The transformation of Chuco’s from a juvenile courthouse to a community center and alternative high school is part of a larger transformation underway in the Los Angeles juvenile justice system.
In July of this year, LA County launched the Department of Youth Development or DYD. It’s dedicated to continuing the transformation of the juvenile justice system away from policies of punishment and toward policies that prioritize care.
The new department has been in the works since at least 2019 when the LA County Board of Supervisors hired the W. Haywood Burns Institute, an Oakland-based nonprofit, to write a report called Youth Justice Reimagined.
The Supervisors wanted to explore the possibility of transitioning LA County’s juvenile justice system out of the Probation Department and into another agency,” according to the report.
The Burns Institute, in consultation with youth and community leaders, recommended the board commit to “fully transitioning” the functions of juvenile probation to the Department of Youth Development by the end of 2025.
“The county has been very interested in how we can sort of cut off the spigot, how do we stop the flow of young people into the justice system?” says Vincent Holmes, interim director of the DYD.
Holmes says the new department has two main objectives: First, to divert young people who’ve gotten into trouble toward services that better facilitate rehabilitation and away from the criminal justice system. Second, to invest in community centers and organizations that keep kids from getting into trouble in the first place.
But funding has been an issue. The county unanimously adopted a motion committing to the recommendations set forth in the Youth Justice Reimagined report but did not fund the DYD at all in last year’s budget.
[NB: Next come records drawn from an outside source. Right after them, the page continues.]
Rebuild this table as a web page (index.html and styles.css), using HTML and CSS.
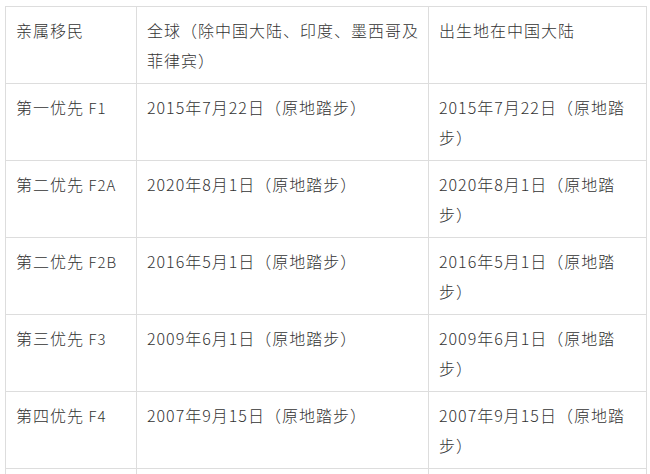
FILE: index.html
```html
<!DOCTYPE html>
<html lang="zh-CN">
<head>
<meta charset="utf-8">
<title>亲属移民排期</title>
<link rel="stylesheet" href="styles.css">
</head>
<body>
<table class="visa-table">
  <colgroup>
    <col class="c1">
    <col class="c2">
    <col class="c3">
  </colgroup>
  <tr>
    <td>亲属移民</td>
    <td>全球（除中国大陆、印度、墨西哥及菲律宾）</td>
    <td>出生地在中国大陆</td>
  </tr>
  <tr>
    <td>第一优先 <span class="code">F1</span></td>
    <td>2015年7月22日（原地踏步）</td>
    <td>2015年7月22日（原地踏步）</td>
  </tr>
  <tr>
    <td>第二优先 <span class="code">F2A</span></td>
    <td>2020年8月1日（原地踏步）</td>
    <td>2020年8月1日（原地踏步）</td>
  </tr>
  <tr>
    <td>第二优先 <span class="code">F2B</span></td>
    <td>2016年5月1日（原地踏步）</td>
    <td>2016年5月1日（原地踏步）</td>
  </tr>
  <tr>
    <td>第三优先 <span class="code">F3</span></td>
    <td>2009年6月1日（原地踏步）</td>
    <td>2009年6月1日（原地踏步）</td>
  </tr>
  <tr>
    <td>第四优先 <span class="code">F4</span></td>
    <td>2007年9月15日（原地踏步）</td>
    <td>2007年9月15日（原地踏步）</td>
  </tr>
  <tr>
    <td>&nbsp;</td>
    <td>&nbsp;</td>
    <td>&nbsp;</td>
  </tr>
</table>
</body>
</html>
```

FILE: styles.css
```css
html, body {
  margin: 0;
  padding: 0;
  background: #ffffff;
}
body {
  padding: 6px 0 0 5px;
  font-family: "Noto Sans CJK SC", "Noto Sans", sans-serif;
  font-size: 16px;
  color: #333333;
}
.visa-table {
  border-collapse: collapse;
  table-layout: fixed;
  width: 641px;
}
.c1 { width: 131px; }
.c2 { width: 292px; }
.c3 { width: 218px; }
.visa-table td {
  border: 1px solid #dddddd;
  padding: 8px 6px 8px 10px;
  line-height: 30px;
  height: 60px;
  vertical-align: top;
  letter-spacing: 1px;
  font-weight: 300;
}
.visa-table td .code {
  font-weight: 300;
  font-size: 15px;
  letter-spacing: 1px;
}
```
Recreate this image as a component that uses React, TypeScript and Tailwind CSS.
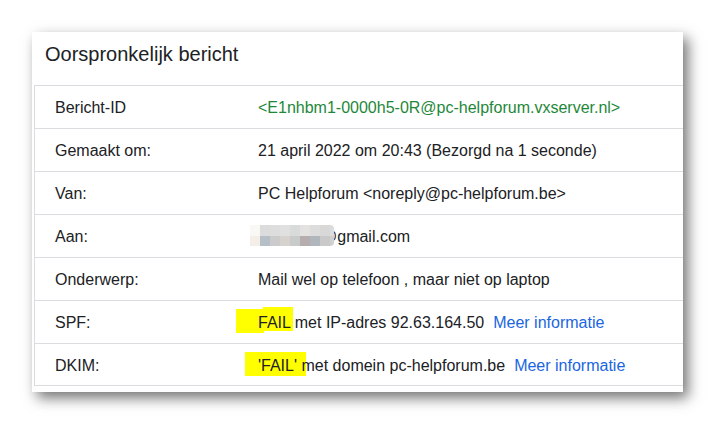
import React from "react";

const font = { fontFamily: '"Liberation Sans", Arial, sans-serif' };

function Row({ label, children }: { label: string; children: React.ReactNode }) {
  return (
    <div className="relative flex h-[43px] items-center border-t border-[#dadce0] pt-[2px]">
      <div className="w-[223px] shrink-0 pl-[20px] text-[16px] leading-[18px] text-[#202124]">{label}</div>
      <div className="relative z-10 flex items-center text-[16px] leading-[18px] text-[#202124]">{children}</div>
    </div>
  );
}

const row1 = ["#faf8f5", "#dcdcdc", "#dddddd", "#e0e0e0", "#d9dbdb", "#e4e2e0", "#dcdcdc", "#d8d8d8"];
const row2 = ["#f4eee9", "#b6bfc7", "#cbcbcb", "#d6d2ce", "#c9cbcb", "#b6aeae", "#b0b6bb", "#c9c9c9"];

export default function App() {
  return (
    <div className="w-[715px] h-[426px] bg-white pt-[32px] pl-[32px]" style={font}>
      <div className="w-[651px] bg-white pb-[6px] shadow-[5px_6px_13px_rgba(0,0,0,0.55)]">
        <div className="pl-[13px] pt-[11px] pb-[19px] text-[20px] leading-[23px] text-[#202124]">Oorspronkelijk bericht</div>
        <div className="ml-[2px] border-l border-[#dadce0]">
          <Row label="Bericht-ID">
            <span className="text-[#1e873a]">&lt;E1nhbm1-0000h5-0R@pc-helpforum.vxserver.nl&gt;</span>
          </Row>
          <Row label="Gemaakt om:">
            <span>21 april 2022 om 20:43 (Bezorgd na 1 seconde)</span>
          </Row>
          <Row label="Van:">
            <span>PC Helpforum &lt;noreply@pc-helpforum.be&gt;</span>
          </Row>
          <div className="relative flex h-[43px] items-center border-t border-[#dadce0] pt-[2px]">
            <div className="w-[223px] shrink-0 pl-[20px] text-[16px] leading-[18px] text-[#202124]">Aan:</div>
            <div className="pl-[63px] text-[16px] leading-[18px] text-[#202124]">@gmail.com</div>
            <div className="absolute left-[215px] top-[10px] flex flex-col">
              <div className="flex">
                {row1.map((c, i) => (
                  <div key={i} className="h-[11px] w-[10px]" style={{ backgroundColor: c }} />
                ))}
                <div className="h-[11px] w-[4px] rounded-tr-[4px] bg-[#dcdcdc]" />
              </div>
              <div className="flex">
                {row2.map((c, i) => (
                  <div key={i} className="h-[10px] w-[10px]" style={{ backgroundColor: c }} />
                ))}
                <div className="h-[10px] w-[4px] rounded-br-[4px] bg-[#d0d0d0]" />
              </div>
            </div>
          </div>
          <Row label="Onderwerp:">
            <span>Mail wel op telefoon , maar niet op laptop</span>
          </Row>
          <div className="relative flex h-[43px] items-center border-t border-[#dadce0] pt-[2px]">
            <div className="absolute left-[201px] top-[8px] h-[24px] w-[28px] bg-[#ffff00]" />
            <div className="absolute left-[228px] top-[6px] h-[24px] w-[30px] bg-[#ffff00]" />
            <div className="w-[223px] shrink-0 pl-[20px] text-[16px] leading-[18px] text-[#202124]">SPF:</div>
            <div className="relative z-10 text-[16px] leading-[18px] text-[#202124]">
              FAIL met IP-adres 92.63.164.50
              <span className="ml-[9px] text-[#1a66e0]">Meer informatie</span>
            </div>
          </div>
          <div className="relative flex h-[43px] items-center border-y border-[#dadce0] pt-[2px]">
            <div className="absolute left-[210px] top-[8px] h-[24px] w-[61px] bg-[#ffff00]" />
            <div className="w-[223px] shrink-0 pl-[20px] text-[16px] leading-[18px] text-[#202124]">DKIM:</div>
            <div className="relative z-10 text-[16px] leading-[18px] text-[#202124]">
              'FAIL' met domein pc-helpforum.be
              <span className="ml-[9px] text-[#1a66e0]">Meer informatie</span>
            </div>
          </div>
        </div>
      </div>
    </div>
  );
}
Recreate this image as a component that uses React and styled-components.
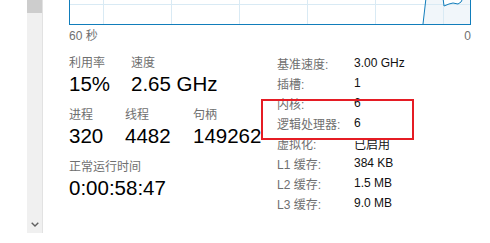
import React from "react";
import styled, { createGlobalStyle } from "styled-components";

const Global = createGlobalStyle`
  html, body { margin: 0; padding: 0; background: #fff; }
  body {
    font-family: "Liberation Sans", "Noto Sans CJK SC", sans-serif;
    overflow: hidden;
  }
`;

const Page = styled.div`
  display: flex;
  align-items: flex-start;
  width: 490px;
  height: 243px;
`;

const Scrollbar = styled.div`
  margin-left: 27px;
  width: 15px;
  height: 233px;
  background: #f0f0f0;
  border-right: 1px solid #e2e2e2;
  display: flex;
  flex-direction: column;
  justify-content: space-between;
  align-items: center;
`;

const Thumb = styled.div`
  width: 15px;
  height: 13px;
  background: #cdcdcd;
`;

const Arrow = styled.svg`
  margin-bottom: 6px;
  margin-left: 1px;
`;

const Main = styled.div`
  margin-left: 26px;
  width: 402px;
  display: flex;
  flex-direction: column;
`;

const Chart = styled.svg`
  display: block;
`;

const Axis = styled.div`
  margin-top: 3px;
  display: flex;
  justify-content: space-between;
  font-size: 12px;
  line-height: 16px;
  color: #707070;
`;

const Stats = styled.div`
  margin-top: 9px;
  display: grid;
  grid-template-columns: 208px auto;
`;

const LeftCol = styled.div`
  padding-top: 1px;
  display: flex;
  flex-direction: column;
  gap: 10px;
`;

const StatRow = styled.div`
  display: flex;
`;

const Stat = styled.div`
  width: ${(p) => p.$w || 100}px;
  display: flex;
  flex-direction: column;
  white-space: nowrap;
`;

const Label = styled.div`
  padding-top: 1px;
  font-size: 12px;
  line-height: 16px;
  color: #6f6f6f;
`;

const Value = styled.div`
  font-size: 20.5px;
  line-height: 25px;
  color: #000;
`;

const InfoTable = styled.div`
  position: relative;
  display: grid;
  grid-template-columns: 77px auto;
  grid-auto-rows: 20px;
  align-items: center;
  font-size: 12px;
  white-space: nowrap;
`;

const InfoKey = styled.div`
  color: #6f6f6f;
`;

const InfoVal = styled.div`
  color: #111;
`;

const Highlight = styled.div`
  position: absolute;
  left: -16px;
  top: 46px;
  width: 149px;
  height: 37px;
  border: 2px solid #e51c24;
`;

const info = [
  ["基准速度:", "3.00 GHz"],
  ["插槽:", "1"],
  ["内核:", "6"],
  ["逻辑处理器:", "6"],
  ["虚拟化:", "已启用"],
  ["L1 缓存:", "384 KB"],
  ["L2 缓存:", "1.5 MB"],
  ["L3 缓存:", "9.0 MB"],
];

const gridX = [34, 102, 170, 238, 306, 374];
const linePts = "354,24 357,-2 374,-2 375,6 380,4 384,3 389,4 392,2 394,-2 403,-2";

function CpuChart() {
  return (
    <Chart width="402" height="25" viewBox="0 0 402 25">
      <polygon points={`${linePts} 403,24`} fill="#f1f6fa" />
      {gridX.map((x) => (
        <line key={x} x1={x + 0.5} y1="0" x2={x + 0.5} y2="24" stroke="#d9eaf4" />
      ))}
      <line x1="0" y1="4.5" x2="402" y2="4.5" stroke="#d9eaf4" />
      <polyline points={linePts} fill="none" stroke="#117dbb" strokeWidth="1" />
      <line x1="0.5" y1="0" x2="0.5" y2="25" stroke="#117dbb" />
      <line x1="401.5" y1="0" x2="401.5" y2="25" stroke="#117dbb" />
      <line x1="0" y1="24.5" x2="402" y2="24.5" stroke="#117dbb" />
    </Chart>
  );
}

export default function App() {
  return (
    <>
      <Global />
      <Page>
        <Scrollbar>
          <Thumb />
          <Arrow width="8" height="5" viewBox="0 0 8 5">
            <path d="M0.7 0.7 L4 4 L7.3 0.7" fill="none" stroke="#606060" strokeWidth="1.4" />
          </Arrow>
        </Scrollbar>
        <Main>
          <CpuChart />
          <Axis>
            <span>60 秒</span>
            <span>0</span>
          </Axis>
          <Stats>
            <LeftCol>
              <StatRow>
                <Stat $w={62}>
                  <Label>利用率</Label>
                  <Value>15%</Value>
                </Stat>
                <Stat $w={120}>
                  <Label>速度</Label>
                  <Value>2.65 GHz</Value>
                </Stat>
              </StatRow>
              <StatRow>
                <Stat $w={56}>
                  <Label>进程</Label>
                  <Value>320</Value>
                </Stat>
                <Stat $w={68}>
                  <Label>线程</Label>
                  <Value>4482</Value>
                </Stat>
                <Stat $w={80}>
                  <Label>句柄</Label>
                  <Value>149262</Value>
                </Stat>
              </StatRow>
              <StatRow>
                <Stat $w={150}>
                  <Label>正常运行时间</Label>
                  <Value>0:00:58:47</Value>
                </Stat>
              </StatRow>
            </LeftCol>
            <InfoTable>
              {info.map(([k, v]) => (
                <React.Fragment key={k}>
                  <InfoKey>{k}</InfoKey>
                  <InfoVal>{v}</InfoVal>
                </React.Fragment>
              ))}
              <Highlight />
            </InfoTable>
          </Stats>
        </Main>
      </Page>
    </>
  );
}
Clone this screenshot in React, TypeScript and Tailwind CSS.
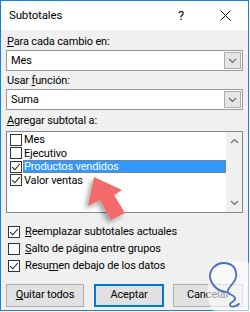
import React from 'react';

const font = { fontFamily: 'Roboto, "Noto Sans", sans-serif' };

const Check = ({ checked, size = 12 }: { checked?: boolean; size?: number }) => (
  <div
    className="flex-shrink-0 bg-white border border-[#333333] flex items-center justify-center"
    style={{ width: size, height: size }}
  >
    {checked && (
      <svg width={size - 2} height={size - 2} viewBox="0 0 10 10">
        <polyline points="1.2,5.2 3.8,7.8 8.8,2" fill="none" stroke="#222" strokeWidth="1.1" />
      </svg>
    )}
  </div>
);

const Chevron = ({ up }: { up?: boolean }) => (
  <svg width="9" height="6" viewBox="0 0 9 6">
    <polyline
      points={up ? '1,5 4.5,1.5 8,5' : '1,1 4.5,4.5 8,1'}
      fill="none"
      stroke="#6a6a6a"
      strokeWidth="1.2"
    />
  </svg>
);

const Combo = ({ value }: { value: string }) => (
  <div className="h-[21px] bg-white border border-[#9a9a9a] flex items-stretch">
    <div className="flex-1 pl-[4px] leading-[19px]">{value}</div>
    <div className="w-[17px] bg-[#e5e5e5] border border-[#adadad] m-[1px] flex items-center justify-center">
      <Chevron />
    </div>
  </div>
);

const items = [
  { label: 'Mes', checked: false },
  { label: 'Ejecutivo', checked: false },
  { label: 'Productos vendidos', checked: true, selected: true },
  { label: 'Valor ventas', checked: true },
];

const App: React.FC = () => {
  return (
    <div className="w-[250px] h-[312px] bg-white text-[11px] tracking-[-0.15px]" style={font}>
      <div className="relative w-[249px] h-[311px] border border-[#1a82d4] flex flex-col text-black">
        {/* Title bar */}
        <div className="h-[29px] bg-white flex items-center pl-[8px]">
          <span className="text-[11.5px] flex-1">Subtotales</span>
          <span className="text-[13px] mr-[36px]">?</span>
          <svg width="11" height="11" viewBox="0 0 11 11" className="mr-[17px]">
            <path d="M0.5 0.5 L10.5 10.5 M10.5 0.5 L0.5 10.5" stroke="#111" strokeWidth="1" />
          </svg>
        </div>

        {/* Body */}
        <div className="flex-1 bg-[#f0f0f0] px-[5px] flex flex-col">
          <div className="h-[14px] mt-[5px] leading-[14px] pl-[1px]">
            <span className="underline">P</span>ara cada cambio en:
          </div>
          <div className="mt-[1px]">
            <Combo value="Mes" />
          </div>
          <div className="h-[14px] mt-[3px] leading-[14px] pl-[1px]">
            Usar <span className="underline">f</span>unción:
          </div>
          <div className="mt-[1px]">
            <Combo value="Suma" />
          </div>
          <div className="h-[14px] mt-[4px] leading-[14px] pl-[1px]">
            <span className="underline">A</span>gregar subtotal a:
          </div>
          {/* List box */}
          <div className="mt-[3px] h-[82px] bg-white border border-[#828790] flex">
            <div className="flex-1 pt-[1px] pl-[3px]">
              {items.map((it) => (
                <div key={it.label} className="h-[13.5px] flex items-center">
                  <Check checked={it.checked} />
                  <div
                    className={
                      it.selected
                        ? 'ml-[1px] flex-1 h-[13px] bg-[#3399ff] text-white leading-[13px] pl-[1px] outline outline-1 outline-dotted outline-[#b07030] -outline-offset-1'
                        : 'ml-[1px] flex-1 h-[13px] leading-[13px] pl-[1px]'
                    }
                  >
                    {it.label}
                  </div>
                </div>
              ))}
            </div>
            <div className="w-[16px] bg-[#f0f0f0] flex flex-col items-center justify-between py-[6px]">
              <Chevron up />
              <Chevron />
            </div>
          </div>

          {/* Options */}
          <div className="mt-[13px] flex flex-col gap-[5px] pl-[2px]">
            <div className="h-[12px] flex items-center gap-[5px]">
              <Check checked />
              <span>
                <span className="underline">R</span>eemplazar subtotales actuales
              </span>
            </div>
            <div className="h-[12px] flex items-center gap-[5px]">
              <Check />
              <span>
                <span className="underline">S</span>alto de página entre grupos
              </span>
            </div>
            <div className="h-[12px] flex items-center gap-[5px]">
              <Check checked />
              <span>
                Resu<span className="underline">m</span>en debajo de los datos
              </span>
            </div>
          </div>

          {/* Buttons */}
          <div className="mt-[12px] flex">
            <button className="w-[78px] h-[23px] bg-[#e1e1e1] border border-[#adadad]">
              <span className="underline">Q</span>uitar todos
            </button>
            <button className="ml-[10px] w-[70px] h-[23px] bg-[#e1e1e1] border-2 border-[#0078d7]">
              Aceptar
            </button>
            <button className="ml-[9px] w-[70px] h-[23px] bg-[#e1e1e1] border border-[#adadad]">
              Cancelar
            </button>
          </div>
        </div>

        {/* Red arrow overlay */}
        <svg className="absolute left-0 top-0 pointer-events-none" width="249" height="311" viewBox="0 0 249 311">
          <defs>
            <filter id="sh" x="-50%" y="-50%" width="200%" height="200%">
              <feDropShadow dx="-3" dy="3" stdDeviation="2.5" floodColor="#000" floodOpacity="0.35" />
            </filter>
          </defs>
          <polygon
            points="93,176 121,189 113,194 124,212 110,219 99,199 87,205"
            fill="#f26b6b"
            filter="url(#sh)"
          />
          {/* watermark */}
          <circle cx="237" cy="291" r="31" fill="#ffffff" fillOpacity="0.6" />
          <path
            d="M225 291 C211 289 205 275 212 267 C219 259 233 261 235 271 C237 280 229 284 227 289 C225 294 233 293 234 297 C235 301 228 301 229 304 C230 307 236 305 238 303"
            fill="none"
            stroke="#4a70c0"
            strokeWidth="1.8"
            strokeLinecap="round"
          />
        </svg>
      </div>
    </div>
  );
};

export default App;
This year, it allotted about $25 million to the new department, a fraction of the $150 million activists had called for.
Holmes says that’s been enough to hire about half the 30 people he eventually wants to staff the department.
“We know that the board is committed to investing in diversion and youth development,” says Holmes, who also notes the county's budgeting process can be “incremental.”
But Youth Justice Coalition organizer Gloria Gonzalez, who worked as a consultant on Youth Justice Reimagined, fears $25 million isn’t enough to truly invest “in young people's well being, healing, and transformation.”
Gonzalez says funding the DYD at $150 million and transferring the youth justice system have only become more urgent. The Probation Department, which oversees the juvenile justice system in LA County, has been struggling in recent years.
In June, the California Board of State and Community Corrections found LA’s Central Juvenile Hall, which is run by the Probation Department, “unsuitable for the confinement of youth.” The board cited 16 months of serious health and safety violations, including officers falsifying records about welfare checks and incorrectly documenting the use of prescription drugs.
In a statement to KCRW, the state board said the Probation Department was given 60 days to vacate juveniles from Central Juvenile Hall or to remedy the violations. Aaron Maguire, general counsel for the state board, said “it found the facility suitable before the 60 days elapsed,” meaning the violations were remedied, and no juveniles were removed from the facility.
California law places the responsibility for juveniles involved with the justice system in the hands of each county’s Chief Probation Officer. Vincent Holmes says that law will need to change so the Department of Youth Development can have jurisdiction.
“We're certainly looking forward to that,” Holmes says. “Until then, I think a lot of our work is really going to be focused on reducing the number of young people who ever have to come into contact with our justice system.”